Your instructions ::
Restate the listing below word for word, omitting any images.

>> START Collected data

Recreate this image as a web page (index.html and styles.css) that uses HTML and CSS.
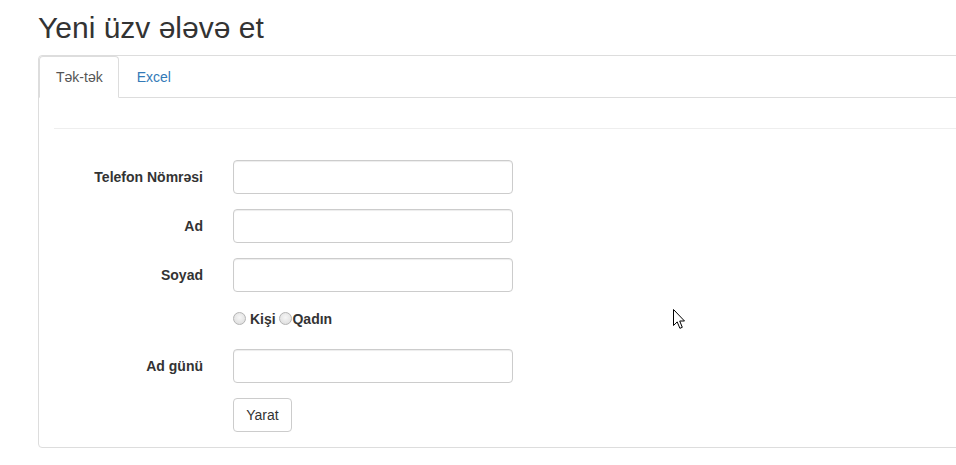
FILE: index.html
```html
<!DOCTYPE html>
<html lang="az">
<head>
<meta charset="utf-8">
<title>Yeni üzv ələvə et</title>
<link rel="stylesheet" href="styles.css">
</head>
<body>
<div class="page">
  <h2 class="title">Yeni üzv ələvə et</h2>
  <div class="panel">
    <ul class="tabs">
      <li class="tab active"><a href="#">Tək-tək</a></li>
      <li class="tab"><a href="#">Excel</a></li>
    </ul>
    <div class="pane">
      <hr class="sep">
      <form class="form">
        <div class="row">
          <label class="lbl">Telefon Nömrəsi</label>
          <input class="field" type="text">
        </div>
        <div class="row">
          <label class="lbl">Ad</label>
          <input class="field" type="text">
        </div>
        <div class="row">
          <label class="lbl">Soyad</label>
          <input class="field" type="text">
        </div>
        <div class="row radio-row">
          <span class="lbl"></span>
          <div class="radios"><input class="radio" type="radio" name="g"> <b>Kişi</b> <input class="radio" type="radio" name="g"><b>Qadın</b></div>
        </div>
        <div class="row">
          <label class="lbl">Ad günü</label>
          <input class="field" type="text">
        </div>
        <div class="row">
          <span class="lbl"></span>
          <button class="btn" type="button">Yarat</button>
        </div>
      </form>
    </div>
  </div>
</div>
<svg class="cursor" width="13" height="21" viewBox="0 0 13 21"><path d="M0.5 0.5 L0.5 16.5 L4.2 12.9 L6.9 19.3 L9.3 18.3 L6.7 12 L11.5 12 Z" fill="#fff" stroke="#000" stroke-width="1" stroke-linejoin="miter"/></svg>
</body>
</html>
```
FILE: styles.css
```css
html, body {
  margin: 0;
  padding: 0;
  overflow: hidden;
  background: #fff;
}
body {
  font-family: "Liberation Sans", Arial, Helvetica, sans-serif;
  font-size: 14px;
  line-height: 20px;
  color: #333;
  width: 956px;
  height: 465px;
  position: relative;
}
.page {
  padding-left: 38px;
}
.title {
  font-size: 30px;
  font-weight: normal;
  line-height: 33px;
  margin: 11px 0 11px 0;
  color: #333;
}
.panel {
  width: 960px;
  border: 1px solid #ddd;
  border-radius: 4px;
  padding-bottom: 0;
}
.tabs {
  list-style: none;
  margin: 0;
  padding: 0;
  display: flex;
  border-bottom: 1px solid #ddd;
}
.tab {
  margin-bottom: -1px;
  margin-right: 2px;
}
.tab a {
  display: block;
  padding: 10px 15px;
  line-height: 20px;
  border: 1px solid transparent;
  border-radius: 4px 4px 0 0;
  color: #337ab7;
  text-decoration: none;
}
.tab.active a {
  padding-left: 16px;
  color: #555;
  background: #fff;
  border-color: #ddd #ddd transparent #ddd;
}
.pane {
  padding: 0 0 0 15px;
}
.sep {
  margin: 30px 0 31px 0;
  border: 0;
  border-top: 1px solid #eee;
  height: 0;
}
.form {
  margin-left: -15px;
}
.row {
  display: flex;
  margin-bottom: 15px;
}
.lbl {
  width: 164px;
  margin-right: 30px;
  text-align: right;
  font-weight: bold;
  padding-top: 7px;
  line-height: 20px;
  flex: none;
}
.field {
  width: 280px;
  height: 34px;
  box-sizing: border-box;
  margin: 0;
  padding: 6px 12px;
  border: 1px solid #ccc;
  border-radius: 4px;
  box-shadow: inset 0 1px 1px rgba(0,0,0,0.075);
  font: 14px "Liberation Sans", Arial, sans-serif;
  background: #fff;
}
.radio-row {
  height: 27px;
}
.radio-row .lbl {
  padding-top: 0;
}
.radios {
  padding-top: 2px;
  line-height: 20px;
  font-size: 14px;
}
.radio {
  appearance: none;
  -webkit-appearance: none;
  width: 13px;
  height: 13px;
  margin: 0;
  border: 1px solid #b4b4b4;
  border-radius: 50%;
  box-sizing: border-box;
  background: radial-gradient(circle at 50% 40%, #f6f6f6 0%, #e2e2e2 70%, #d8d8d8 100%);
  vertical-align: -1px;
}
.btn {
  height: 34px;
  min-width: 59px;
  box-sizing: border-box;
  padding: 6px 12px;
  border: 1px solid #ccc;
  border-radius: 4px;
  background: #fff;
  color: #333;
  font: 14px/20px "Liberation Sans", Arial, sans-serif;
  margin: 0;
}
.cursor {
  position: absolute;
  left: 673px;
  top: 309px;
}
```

>> END Collected data

The result ::
Recreate this image as a web page (index.html and styles.css) that uses HTML and CSS.
FILE: index.html
```html
<!DOCTYPE html>
<html lang="az">
<head>
<meta charset="utf-8">
<title>Yeni üzv ələvə et</title>
<link rel="stylesheet" href="styles.css">
</head>
<body>
<div class="page">
  <h2 class="title">Yeni üzv ələvə et</h2>
  <div class="panel">
    <ul class="tabs">
      <li class="tab active"><a href="#">Tək-tək</a></li>
      <li class="tab"><a href="#">Excel</a></li>
    </ul>
    <div class="pane">
      <hr class="sep">
      <form class="form">
        <div class="row">
          <label class="lbl">Telefon Nömrəsi</label>
          <input class="field" type="text">
        </div>
        <div class="row">
          <label class="lbl">Ad</label>
          <input class="field" type="text">
        </div>
        <div class="row">
          <label class="lbl">Soyad</label>
          <input class="field" type="text">
        </div>
        <div class="row radio-row">
          <span class="lbl"></span>
          <div class="radios"><input class="radio" type="radio" name="g"> <b>Kişi</b> <input class="radio" type="radio" name="g"><b>Qadın</b></div>
        </div>
        <div class="row">
          <label class="lbl">Ad günü</label>
          <input class="field" type="text">
        </div>
        <div class="row">
          <span class="lbl"></span>
          <button class="btn" type="button">Yarat</button>
        </div>
      </form>
    </div>
  </div>
</div>
<svg class="cursor" width="13" height="21" viewBox="0 0 13 21"><path d="M0.5 0.5 L0.5 16.5 L4.2 12.9 L6.9 19.3 L9.3 18.3 L6.7 12 L11.5 12 Z" fill="#fff" stroke="#000" stroke-width="1" stroke-linejoin="miter"/></svg>
</body>
</html>
```
FILE: styles.css
```css
html, body {
  margin: 0;
  padding: 0;
  overflow: hidden;
  background: #fff;
}
body {
  font-family: "Liberation Sans", Arial, Helvetica, sans-serif;
  font-size: 14px;
  line-height: 20px;
  color: #333;
  width: 956px;
  height: 465px;
  position: relative;
}
.page {
  padding-left: 38px;
}
.title {
  font-size: 30px;
  font-weight: normal;
  line-height: 33px;
  margin: 11px 0 11px 0;
  color: #333;
}
.panel {
  width: 960px;
  border: 1px solid #ddd;
  border-radius: 4px;
  padding-bottom: 0;
}
.tabs {
  list-style: none;
  margin: 0;
  padding: 0;
  display: flex;
  border-bottom: 1px solid #ddd;
}
.tab {
  margin-bottom: -1px;
  margin-right: 2px;
}
.tab a {
  display: block;
  padding: 10px 15px;
  line-height: 20px;
  border: 1px solid transparent;
  border-radius: 4px 4px 0 0;
  color: #337ab7;
  text-decoration: none;
}
.tab.active a {
  padding-left: 16px;
  color: #555;
  background: #fff;
  border-color: #ddd #ddd transparent #ddd;
}
.pane {
  padding: 0 0 0 15px;
}
.sep {
  margin: 30px 0 31px 0;
  border: 0;
  border-top: 1px solid #eee;
  height: 0;
}
.form {
  margin-left: -15px;
}
.row {
  display: flex;
  margin-bottom: 15px;
}
.lbl {
  width: 164px;
  margin-right: 30px;
  text-align: right;
  font-weight: bold;
  padding-top: 7px;
  line-height: 20px;
  flex: none;
}
.field {
  width: 280px;
  height: 34px;
  box-sizing: border-box;
  margin: 0;
  padding: 6px 12px;
  border: 1px solid #ccc;
  border-radius: 4px;
  box-shadow: inset 0 1px 1px rgba(0,0,0,0.075);
  font: 14px "Liberation Sans", Arial, sans-serif;
  background: #fff;
}
.radio-row {
  height: 27px;
}
.radio-row .lbl {
  padding-top: 0;
}
.radios {
  padding-top: 2px;
  line-height: 20px;
  font-size: 14px;
}
.radio {
  appearance: none;
  -webkit-appearance: none;
  width: 13px;
  height: 13px;
  margin: 0;
  border: 1px solid #b4b4b4;
  border-radius: 50%;
  box-sizing: border-box;
  background: radial-gradient(circle at 50% 40%, #f6f6f6 0%, #e2e2e2 70%, #d8d8d8 100%);
  vertical-align: -1px;
}
.btn {
  height: 34px;
  min-width: 59px;
  box-sizing: border-box;
  padding: 6px 12px;
  border: 1px solid #ccc;
  border-radius: 4px;
  background: #fff;
  color: #333;
  font: 14px/20px "Liberation Sans", Arial, sans-serif;
  margin: 0;
}
.cursor {
  position: absolute;
  left: 673px;
  top: 309px;
}
```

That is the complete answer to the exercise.